Dana-Farber’s Soulmates Program Gives Breast Cancer Patients Emotional Support

The pilot program pairs breast cancer patients with survivors who serve as peer mentors.

Dana-Farber Soulmates

Peters, left, and Angiolillo, right. Photo provided to bostonmagazine.com

Noel Peters is many things to Melissa Angiolillo: a mentor, a support system, and, most importantly, a friend. But the two women never would have met without Soulmates, a unique program being piloted by Dana-Farber Cancer Institute that pairs people currently undergoing breast cancer treatment with a peer who has been through the process before.

“I have to say, we’re really, truly soulmates,” says Peters, 42, who has been Angiolillo’s mentor since February and works in research administration at Harvard Medical School. “It was instantly like we knew each other forever. There are things I can say to Melissa that I just know she understands.”

That relationship perfectly captures the goal of the Soulmates program, which has been running since November 2014 and is the only one of its kind in the area. “For so many women with breast cancers, receiving the initial diagnosis can be so overwhelming,” says Nancy Poorvu, the program’s director and a breast cancer survivor herself. “[We wanted] to ensure these patients receive mental and emotional care in addition to medical care.”
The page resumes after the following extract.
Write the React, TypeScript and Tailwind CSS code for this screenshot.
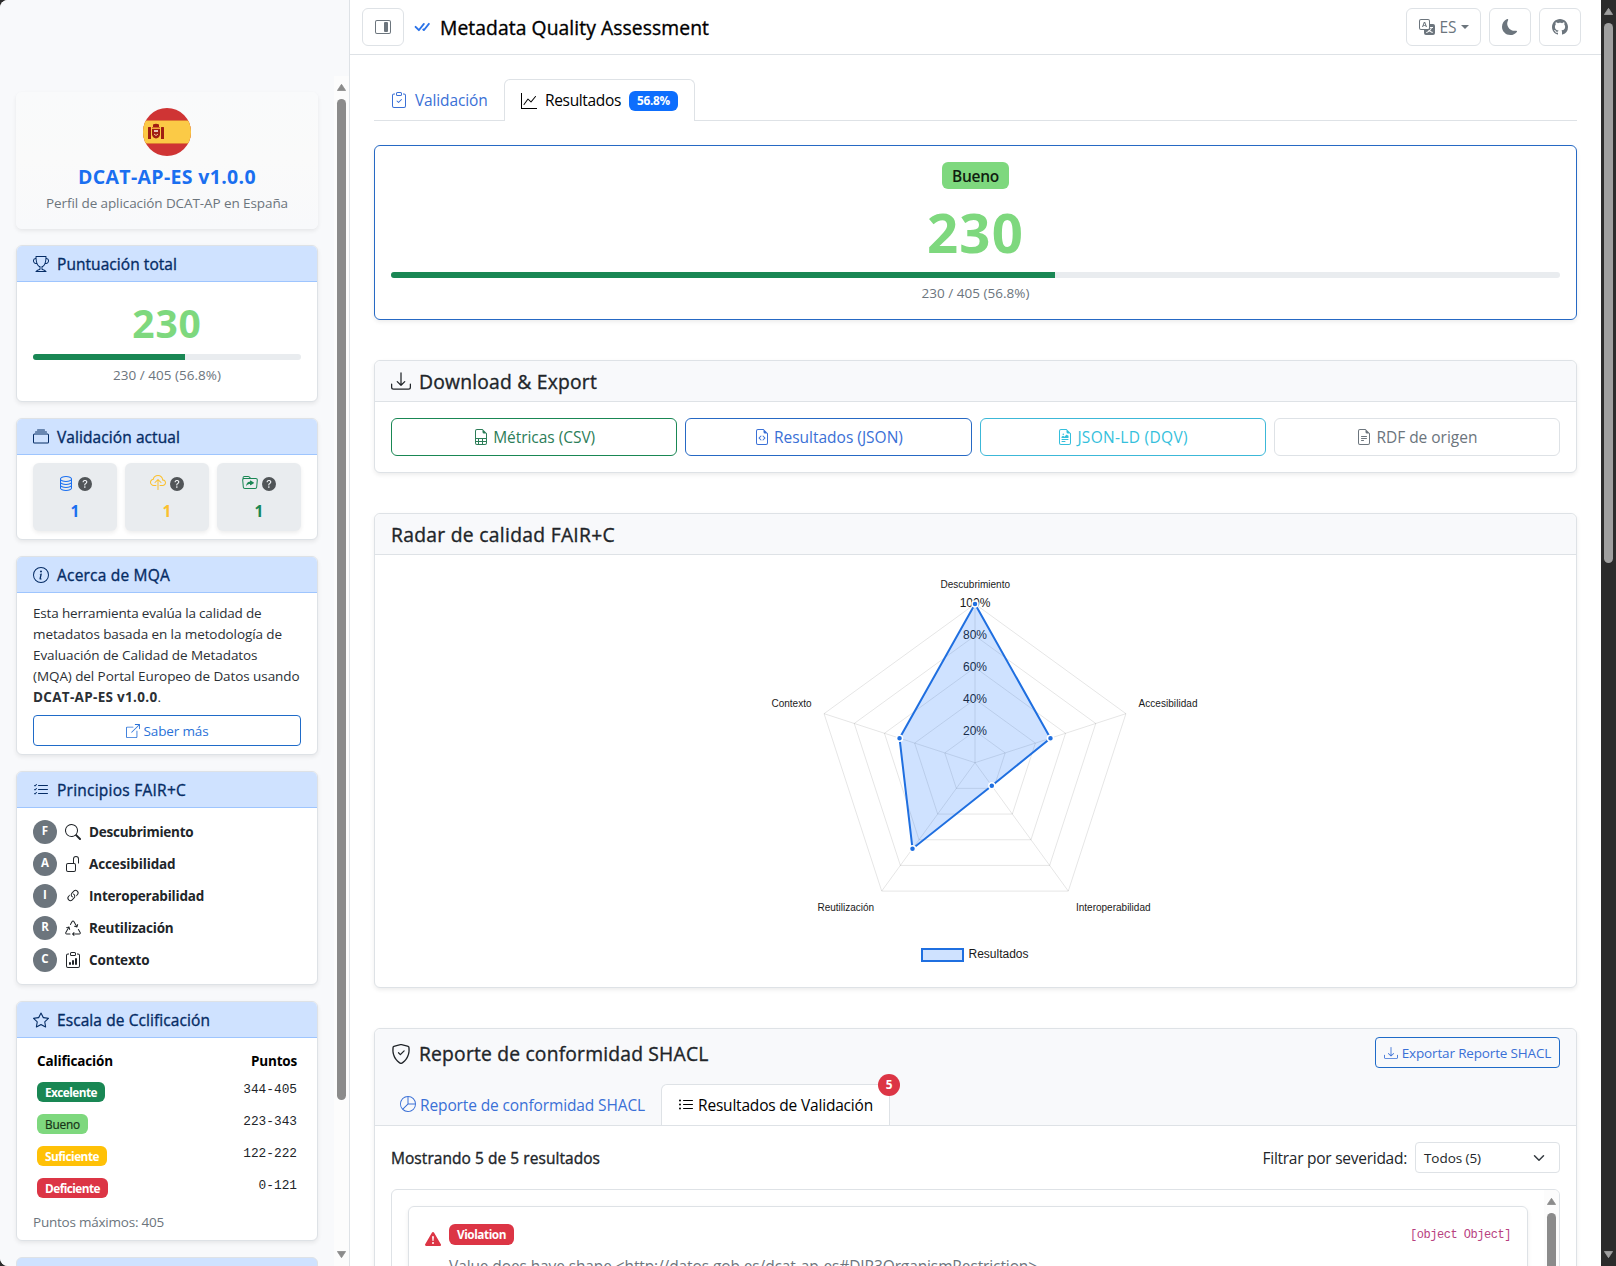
import { useLayoutEffect, useRef, useState } from 'react';
import type { ReactNode } from 'react';
import {
  BsBoxArrowUpRight, BsCheckAll, BsClipboardCheck, BsClipboardData, BsCloudUpload, BsCollection,
  BsDatabase, BsDownload, BsExclamationTriangleFill, BsFileEarmarkCode, BsFileEarmarkRichtext, BsFileEarmarkSpreadsheet,
  BsFileEarmarkText, BsFolderSymlink, BsGithub, BsGraphUp, BsInfoCircle, BsLayoutSidebarInsetReverse, BsLink45Deg,
  BsListCheck, BsListUl, BsMoonFill, BsPieChart, BsQuestionCircleFill, BsRecycle, BsSearch, BsShieldCheck,
  BsStar, BsTranslate, BsTrophy, BsUnlock,
} from 'react-icons/bs';

/* Single line of text whose tracking is adjusted so that it spans `w` pixels. */
function T({ w, className = '', children }: { w: number; className?: string; children: string }) {
  const ref = useRef<HTMLSpanElement>(null);
  const [ls, setLs] = useState(0);
  useLayoutEffect(() => {
    const el = ref.current;
    if (!el) return;
    el.style.letterSpacing = '0px';
    const natural = el.getBoundingClientRect().width;
    setLs((w - natural) / children.length);
    el.style.letterSpacing = `${(w - natural) / children.length}px`;
  }, [w, children]);
  return (
    <span ref={ref} className={`inline-block whitespace-nowrap ${className}`} style={{ letterSpacing: `${ls}px` }}>
      {children}
    </span>
  );
}

const medium = 'font-medium [-webkit-text-stroke:0.35px_currentColor]';

function SideCard({ icon, title, w, height, children }: { icon: ReactNode; title: string; w: number; height: string; children?: ReactNode }) {
  return (
    <section className={`${height} shrink-0 overflow-hidden rounded-md border border-[#dee2e6] bg-white shadow-[0_2px_4px_rgba(0,0,0,0.075)]`}>
      <div className="flex h-[36px] items-center gap-2 border-b border-[#9ec5fe] bg-[#cfe2ff] pl-4 text-[15.5px] text-[#052c65]">
        {icon}
        <T w={w} className={`pt-0.5 ${medium}`}>{title}</T>
      </div>
      {children}
    </section>
  );
}

function Tile({ icon, color }: { icon: ReactNode; color: string }) {
  return (
    <div className={`flex h-[68px] flex-1 flex-col items-center rounded-md bg-[#e9ecef] pt-3 shadow-[0_2px_4px_rgba(0,0,0,0.075)] ${color}`}>
      <div className="mr-px flex h-4 items-center gap-1">
        {icon}
        <BsQuestionCircleFill className="mt-px size-[14px] text-[#515558]" />
      </div>
      <span className="mt-2 text-[15.5px] leading-6 font-bold">1</span>
    </div>
  );
}

const principles = [
  { l: 'F', icon: <BsSearch size={16} />, t: 'Descubrimiento', w: 104.5 },
  { l: 'A', icon: <BsUnlock size={16} />, t: 'Accesibilidad', w: 86.5 },
  { l: 'I', icon: <BsLink45Deg size={16} />, t: 'Interoperabilidad', w: 115 },
  { l: 'R', icon: <BsRecycle size={16} />, t: 'Reutilización', w: 84.5 },
  { l: 'C', icon: <BsClipboardData size={16} />, t: 'Contexto', w: 60.5 },
];

const scale = [
  { t: 'Excelente', w: 52, r: '344-405', c: 'bg-[#198754] text-white font-bold' },
  { t: 'Bueno', w: 35, r: '223-343', c: 'bg-[#7ed87e] text-[#173317] font-medium [-webkit-text-stroke:0.2px_currentColor]' },
  { t: 'Suficiente', w: 54, r: '122-222', c: 'bg-[#ffc107] text-white font-bold' },
  { t: 'Deficiente', w: 55, r: '0-121', c: 'bg-[#dc3545] text-white font-bold' },
];

function Sidebar() {
  return (
    <aside className="flex h-full w-[350px] shrink-0 flex-col border-r border-[#dee2e6] bg-[#f8f9fb]">
      <div className="h-[76px] shrink-0" />
      <div className="flex min-h-0 flex-1">
        <div className="flex flex-1 flex-col overflow-hidden pt-4 pr-4 pl-4">
          <section className="mb-4 flex h-[137px] shrink-0 flex-col items-center rounded-md bg-linear-to-b from-[#f9fafb] via-[#fafafa] to-[#f8f9fb] pt-4 shadow-[0_2px_4px_rgba(0,0,0,0.075)]">
            <svg width="48" height="48" viewBox="0 0 48 48">
              <defs>
                <clipPath id="flag"><circle cx="24" cy="24" r="24" /></clipPath>
              </defs>
              <g clipPath="url(#flag)">
                <rect width="48" height="48" fill="#cf3434" />
                <rect y="12" width="48" height="24" fill="#e07a35" />
                <rect y="13" width="48" height="22" fill="#fbca46" />
              </g>
              <g fill="#a01e12">
                <rect x="5" y="19" width="3" height="12" rx=".5" />
                <rect x="18" y="19" width="3" height="12" rx=".5" />
                <path d="M10 16.5q3-1.5 6 0v2.5h-6z" />
                <path d="M9 21h8v5.5q-.5 3.5-4 4-3.500-.5-4-4z" />
              </g>
              <rect x="9" y="19" width="8" height="1.300" fill="#d8662c" />
              <path d="M11 22h4v2h-4z" fill="#e8c4b8" />
              <path d="M11 26q2 3 4 0" stroke="#f5c9a0" strokeWidth="1" fill="none" />
            </svg>
            <h2 className="mt-[9px] h-6 text-[19.500px] leading-6 font-bold text-[#1a6ff0]"><T w={178}>DCAT-AP-ES v1.0.0</T></h2>
            <p className="mt-1 text-[13.5px] leading-[21px] text-[#6c757d]"><T w={242}>Perfil de aplicación DCAT-AP en España</T></p>
          </section>

          <div className="flex flex-col gap-4">
            <SideCard icon={<BsTrophy size={16} />} title="Puntuación total" w={120} height="h-[157px]">
              <div className="flex flex-col items-center px-4 pt-4">
                <div className="h-[48px] text-[39px] leading-[50px] font-bold text-[#7ed87e]"><T w={69.5}>230</T></div>
                <div className="mt-2 h-[6px] w-full overflow-hidden rounded-full bg-[#e9ecef]">
                  <div className="h-full w-[56.8%] bg-[#198754]" />
                </div>
                <div className="mt-[5px] text-[13.5px] leading-[21px] text-[#6c757d]"><T w={108}>230 / 405 (56.8%)</T></div>
              </div>
            </SideCard>

            <SideCard icon={<BsCollection size={16} />} title="Validación actual" w={123} height="h-[122px]">
              <div className="flex gap-2 px-4 pt-2">
                <Tile icon={<BsDatabase size={16} />} color="text-[#1a6ff0]" />
                <Tile icon={<BsCloudUpload size={16} />} color="text-[#fbc02d]" />
                <Tile icon={<BsFolderSymlink size={16} />} color="text-[#198754]" />
              </div>
            </SideCard>

            <SideCard icon={<BsInfoCircle size={16} />} title="Acerca de MQA" w={113} height="h-[199px]">
              <div className="px-4 pt-[10px]">
                <p className="flex flex-col items-start text-[13.5px] leading-[21px] text-[#2b3035]">
                  <T w={228.500}>Esta herramienta evalúa la calidad de</T>
                  <T w={249}>metadatos basada en la metodología de</T>
                  <T w={224.500}>Evaluación de Calidad de Metadatos</T>
                  <T w={266.500}>(MQA) del Portal Europeo de Datos usando</T>
                  <span className="flex"><T w={124.500} className="font-bold">DCAT-AP-ES v1.0.0</T>.</span>
                </p>
                <div className="mt-[7px] flex h-[31px] items-center justify-center gap-1 rounded border border-[#1f6bc8] text-[13.5px] text-[#2a72d8]">
                  <BsBoxArrowUpRight size={14} />
                  <T w={65} className="pt-0.5">Saber más</T>
                </div>
              </div>
            </SideCard>

            <SideCard icon={<BsListCheck size={16} />} title="Principios FAIR+C" w={129} height="h-[214px]">
              <ul className="flex flex-col gap-2 px-4 pt-3">
                {principles.map((p) => (
                  <li key={p.l} className="flex h-6 items-center text-[#212529]">
                    <span className="flex size-6 items-center justify-center rounded-full bg-[#6c757d] pb-0.5 text-[11.500px] leading-none font-bold text-white">{p.l}</span>
                    <span className="mr-2 ml-2">{p.icon}</span>
                    <T w={p.w} className="text-[13.500px] font-bold">{p.t}</T>
                  </li>
                ))}
              </ul>
            </SideCard>

            <SideCard icon={<BsStar size={16} />} title="Escala de Cclificación" w={153} height="h-[240px]">
              <div className="px-5 pt-[11px]">
                <div className="flex h-[24px] items-center justify-between text-[13.500px] font-bold text-black">
                  <T w={76}>Calificación</T>
                  <T w={46}>Puntos</T>
                </div>
                {scale.map((s) => (
                  <div key={s.t} className="flex h-8 justify-between pt-[9px]">
                    <span className={`flex h-5 items-center rounded-md px-2 text-[11.800px] ${s.c}`}><T w={s.w} className="pt-px">{s.t}</T></span>
                    <span className="font-['Liberation_Mono',monospace] text-[12.800px] leading-4 text-[#212529]">{s.r}</span>
                  </div>
                ))}
              </div>
              <div className="mt-[11px] px-4 text-[13.500px] leading-[21px] text-[#6c757d]"><T w={131}>Puntos máximos: 405</T></div>
            </SideCard>

            <section className="h-[120px] shrink-0 overflow-hidden rounded-md border border-[#dee2e6] bg-[#cfe2ff]" />
          </div>
        </div>
        <div className="flex w-[15px] shrink-0 flex-col items-center bg-[#fcfcfc] pt-2 pb-2">
          <svg width="9" height="7" viewBox="0 0 9 7"><path d="M4.500.3 8.600 6.500H.4z" fill="#8b8b8b" stroke="#8b8b8b" strokeWidth=".8" strokeLinejoin="round" /></svg>
          <div className="mt-2 h-[1001px] w-[9px] rounded-full bg-[#8b8b8b]" />
          <svg className="mt-auto" width="9" height="7" viewBox="0 0 9 7"><path d="M4.500 6.700 8.600.5H.4z" fill="#8b8b8b" stroke="#8b8b8b" strokeWidth=".8" strokeLinejoin="round" /></svg>
        </div>
      </div>
    </aside>
  );
}

const btn = 'flex h-[38px] items-center justify-center rounded-md border border-[#dee2e6] text-[#6c757d]';

function TopBar() {
  return (
    <header className="flex h-[55px] shrink-0 items-center border-b border-[#dee2e6] pr-5 pl-3">
      <div className={`${btn} w-[42px]`}><BsLayoutSidebarInsetReverse size={16} /></div>
      <BsCheckAll size={20} className="ml-2 text-[#2a72e8]" />
      <h1 className={`ml-2 pt-0.5 text-[19.300px] leading-6 text-black ${medium}`}><T w={269}>Metadata Quality Assessment</T></h1>
      <div className="ml-auto flex gap-2">
        <div className={`${btn} w-[75px] text-[15.500px]`}>
          <BsTranslate size={16} />
          <T w={17} className="ml-[5px] pt-0.5">ES</T>
          <svg className="ml-1" width="8" height="4" viewBox="0 0 8 4"><path d="M0 0h8L4 4z" fill="currentColor" /></svg>
        </div>
        <div className={`${btn} w-[42px]`}><BsMoonFill size={16} /></div>
        <div className={`${btn} w-[42px]`}><BsGithub size={16} /></div>
      </div>
    </header>
  );
}

const CX = 600;
const CY = 207.700;
const R = 158.700;
const at = (i: number, v: number): [number, number] => {
  const a = (i * 72 * Math.PI) / 180;
  return [CX + Math.sin(a) * R * v, CY - Math.cos(a) * R * v];
};
const ring = (vs: number[]) => vs.map((v, i) => at(i, v).join(',')).join(' ');
const values = [1, 0.5, 0.18, 0.67, 0.5];

function Radar() {
  return (
    <svg width="1201" height="432" viewBox="0 0 1201 432" className="font-['Liberation_Sans',sans-serif]">
      {[0.2, 0.4, 0.6, 0.8, 1].map((v) => (
        <polygon key={v} points={ring([v, v, v, v, v])} fill="none" stroke="#000" strokeOpacity=".1" />
      ))}
      {[0, 1, 2, 3, 4].map((i) => (
        <line key={i} x1={CX} y1={CY} x2={at(i, 1)[0]} y2={at(i, 1)[1]} stroke="#000" strokeOpacity=".1" />
      ))}
      <g fontSize="12" fill="#1a1a1a" textAnchor="middle">
        <text x={CX} y="52">100%</text>
        <text x={CX} y="84">80%</text>
        <text x={CX} y="116">60%</text>
        <text x={CX} y="148">40%</text>
        <text x={CX} y="180">20%</text>
      </g>
      <polygon points={ring(values)} fill="#0d6efd" fillOpacity=".2" stroke="#1f6fe0" strokeWidth="2" />
      {values.map((v, i) => (
        <circle key={i} cx={at(i, v)[0]} cy={at(i, v)[1]} r="3" fill="#1f6fe0" stroke="#fff" strokeWidth="1.500" />
      ))}
      <g fontSize="10" fill="#1a1a1a">
        <text x="565.500" y="33" textLength="69.500">Descubrimiento</text>
        <text x="763.500" y="152" textLength="59">Accesibilidad</text>
        <text x="396.500" y="152" textLength="40">Contexto</text>
        <text x="442.500" y="356" textLength="56.500">Reutilización</text>
        <text x="701" y="356" textLength="74.500">Interoperabilidad</text>
      </g>
      <rect x="547" y="394" width="41" height="12" fill="#cfe2ff" stroke="#1f6fe0" strokeWidth="2" />
      <text x="593.500" y="403" fontSize="12" fill="#1a1a1a" textLength="60">Resultados</text>
    </svg>
  );
}

const card = 'shrink-0 rounded-md border border-[#dee2e6] bg-white shadow-[0_2px_4px_rgba(0,0,0,0.075)]';
const cardHead = 'flex h-[41px] items-center rounded-t-md border-b border-[#dee2e6] bg-[#f8f9fb] px-4 text-[19.300px] text-[#212529]';
const dl = 'flex h-[38px] flex-1 items-center justify-center gap-1 rounded-md border text-[15.500px]';

function Shacl() {
  return (
    <section className={`${card} mt-10 h-[400px]`}>
      <div className="flex h-[97px] flex-col rounded-t-md border-b border-[#dee2e6] bg-[#f8f9fb]">
        <div className="flex h-[47px] items-start justify-between px-4 pt-2">
          <h2 className="flex h-[33px] items-center gap-2 text-[19.300px] text-[#212529]">
            <BsShieldCheck size={20} />
            <T w={289.500} className={`pt-0.5 ${medium}`}>Reporte de conformidad SHACL</T>
          </h2>
          <div className="flex h-[31px] w-[185px] items-center justify-center gap-1 rounded border border-[#1f6bc8] text-[13.500px] text-[#3a70d6]">
            <BsDownload size={14} />
            <T w={149.500} className="pt-0.5">Exportar Reporte SHACL</T>
          </div>
        </div>
        <div className="mt-2 flex h-[42px] pl-2 text-[15.500px]">
          <div className="flex w-[278px] items-center gap-1 pl-[17px] text-[#3a70d6]">
            <BsPieChart size={16} />
            <T w={225} className="pt-0.5">Reporte de conformidad SHACL</T>
          </div>
          <div className="relative flex w-[229px] items-center gap-1 rounded-t-md border border-b-0 border-[#dee2e6] bg-white pl-4 text-black">
            <BsListUl size={16} />
            <T w={175} className="pt-0.5">Resultados de Validación</T>
            <span className="absolute -top-[11px] -right-[11px] flex size-[22px] items-center justify-center rounded-full bg-[#dc3545] pt-px text-[11.800px] font-bold text-white">5</span>
          </div>
        </div>
      </div>
      <div className="flex h-[63px] items-center px-4 text-[15.500px] text-[#212529]">
        <T w={209} className={`mt-[3px] ${medium}`}>Mostrando 5 de 5 resultados</T>
        <T w={144.5} className="mt-[3px] mr-2 ml-auto">Filtrar por severidad:</T>
        <div className="flex h-[31px] w-[145px] items-center justify-between rounded border border-[#dee2e6] pr-[14px] pl-2 text-[13.500px]">
          <T w={57} className="pt-0.5">Todos (5)</T>
          <svg width="12" height="12" viewBox="0 0 16 16"><path d="m2 5 6 6 6-6" fill="none" stroke="#343a40" strokeWidth="2" strokeLinecap="round" strokeLinejoin="round" /></svg>
        </div>
      </div>
      <div className="mx-4 flex h-[220px] overflow-hidden rounded-t-md border border-[#dee2e6]">
        <div className="min-w-0 flex-1 pt-4 pl-4">
          <div className="flex h-[200px] w-[1120px] items-start rounded-md border border-[#dee2e6] pt-[17px] pr-4 pl-4 shadow-[0_2px_4px_rgba(0,0,0,0.075)]">
            <BsExclamationTriangleFill size={16} className="mt-[7px] shrink-0 text-[#dc3545]" />
            <div className="ml-2">
              <span className="flex h-[21px] w-[65px] items-center justify-center rounded-md bg-[#dc3545] text-[11.800px] font-bold text-white"><T w={49}>Violation</T></span>
              <div className="mt-[9px] text-[15.500px] leading-6 text-[#6c757d]"><T w={588}>{'Value does have shape <http://datos.gob.es/dcat-ap-es#DIR3OrganismRestriction>'}</T></div>
            </div>
            <span className="ml-auto font-['Liberation_Mono',monospace] text-[12px] leading-[23px] text-[#b8417f]"><T w={101}>[object Object]</T></span>
          </div>
        </div>
        <div className="flex w-[15px] shrink-0 flex-col items-center bg-[#fcfcfc] pt-2">
          <svg className="shrink-0" width="9" height="7" viewBox="0 0 9 7"><path d="M4.500.3 8.600 6.500H.4z" fill="#8b8b8b" stroke="#8b8b8b" strokeWidth=".8" strokeLinejoin="round" /></svg>
          <div className="mt-2 h-[120px] w-[9px] shrink-0 rounded-full bg-[#8b8b8b]" />
        </div>
      </div>
    </section>
  );
}

export default function App() {
  return (
    <div className="flex h-[1266px] w-[1616px] overflow-hidden bg-[#2b2b2b] font-['Open_Sans','Noto_Sans',sans-serif]">
      <div className="flex min-w-0 flex-1 overflow-hidden rounded-l-lg bg-white">
        <Sidebar />
        <main className="flex min-w-0 flex-1 flex-col overflow-hidden">
          <TopBar />
          <div className="flex flex-col px-6 pt-6">
            <nav className="flex h-[42px] shrink-0 text-[15.500px]">
              <div className="flex w-[130px] items-center gap-2 border-b border-[#dee2e6] pl-[17px] text-[#3a70d6]">
                <BsClipboardCheck size={16} />
                <T w={72.5} className="pt-[3px]">Validación</T>
              </div>
              <div className="flex w-[191px] items-center gap-2 rounded-t-md border border-b-0 border-[#dee2e6] pl-4 text-black">
                <BsGraphUp size={16} />
                <T w={76} className="pt-px">Resultados</T>
                <span className="mt-px flex h-5 w-[49px] items-center justify-center rounded-md bg-[#0d6efd] text-[11.800px] font-bold text-white"><T w={33}>56.8%</T></span>
              </div>
              <div className="flex-1 border-b border-[#dee2e6]" />
            </nav>

            <section className="mt-6 flex h-[175px] shrink-0 flex-col items-center rounded-md border border-[#2669c4] px-4 pt-4 shadow-[0_2px_4px_rgba(0,0,0,0.075)]">
              <span className="flex h-[27px] items-center rounded-md bg-[#7ed87e] px-[10px] text-[15.500px] font-semibold text-[#102010]"><T w={47} className="pt-0.5">Bueno</T></span>
              <div className="mt-[6px] h-[68px] text-[54.500px] leading-[74px] font-bold text-[#7ed87e]"><T w={97}>230</T></div>
              <div className="mt-[9px] h-[6px] w-full shrink-0 overflow-hidden rounded-full bg-[#e9ecef]">
                <div className="h-full w-[56.8%] bg-[#198754]" />
              </div>
              <div className="mt-[5px] text-[13.500px] leading-[21px] text-[#6c757d]"><T w={108}>230 / 405 (56.8%)</T></div>
            </section>

            <section className={`${card} mt-10 h-[113px]`}>
              <div className={`${cardHead} gap-2`}><BsDownload size={20} /><T w={178} className={`pt-0.5 ${medium}`}>Download & Export</T></div>
              <div className="flex gap-2 px-4 pt-4">
                <div className={`${dl} border-[#198754] text-[#2c7d58]`}><BsFileEarmarkSpreadsheet size={16} /><T w={102} className="pt-0.5">Métricas (CSV)</T></div>
                <div className={`${dl} border-[#2669c4] text-[#3a70d6]`}><BsFileEarmarkCode size={16} /><T w={129} className="pt-0.5">Resultados (JSON)</T></div>
                <div className={`${dl} border-[#3cb8d8] text-[#35bfdc]`}><BsFileEarmarkRichtext size={16} /><T w={110.5} className="pt-0.5">JSON-LD (DQV)</T></div>
                <div className={`${dl} border-[#dee2e6] text-[#6c757d]`}><BsFileEarmarkText size={16} /><T w={101} className="pt-0.5">RDF de origen</T></div>
              </div>
            </section>

            <section className={`${card} mt-10 h-[475px]`}>
              <div className={cardHead}><T w={224} className={`pt-0.5 ${medium}`}>Radar de calidad FAIR+C</T></div>
              <Radar />
            </section>

            <Shacl />
          </div>
        </main>
      </div>
      <div className="flex w-[15px] shrink-0 flex-col items-center pt-2 pb-2">
        <svg width="9" height="7" viewBox="0 0 9 7"><path d="M4.500.3 8.600 6.500H.4z" fill="#9f9f9f" stroke="#9f9f9f" strokeWidth=".8" strokeLinejoin="round" /></svg>
        <div className="mt-2 h-[540px] w-[9px] rounded-full bg-[#9f9f9f]" />
        <svg className="mt-auto" width="9" height="7" viewBox="0 0 9 7"><path d="M4.500 6.700 8.600.5H.4z" fill="#9f9f9f" stroke="#9f9f9f" strokeWidth=".8" strokeLinejoin="round" /></svg>
      </div>
    </div>
  );
}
For Angiolillo, 35, that means talking to someone who knows exactly what she’s going through, from what it’s like to be a working mom enduring cancer treatment to finding humor in a dark situation. “You can talk about it all you want to people who haven’t been through the same experience as you, and it’s really not as helpful as talking to someone who has shared a similar experience,” Angiolillo says. “I don’t know how I would have gotten through treatment without her. It’s been a tremendous help, mentally.”

In addition to one-on-one meetings, Soulmates also hosts monthly dinners that include workshops, speakers, and the opportunity to meet more people who intimately understand the experience of battling breast cancer. “Inevitably, at the end of these dinners, shirts are flying up, everybody’s looking at everybody’s reconstruction,” Poorvu says with a chuckle.

So far, Soulmates has paired 44 recently diagnosed women with mentors, and Poorvu says the program will hopefully secure the donations necessary to grow larger, as well as a bigger group of mentors. (Any breast cancer survivor at least two years post-diagnosis can become a mentor, regardless of where he or she was treated.) “The peer mentors say, ‘I’m getting as much from this as my peer is,'” Poorvu says. “They all feel that, on some deep level, this is healing them as much as it is the peer.”

That’s a sentiment Angiolillo shares. Though she is still undergoing treatment, the mother of three says she hopes to someday become a mentor herself.

“If I could ever do for one other woman what Noel has done for me,” she says, “I will feel like my time here has been worth it, and I’ll have done what I was meant to do.”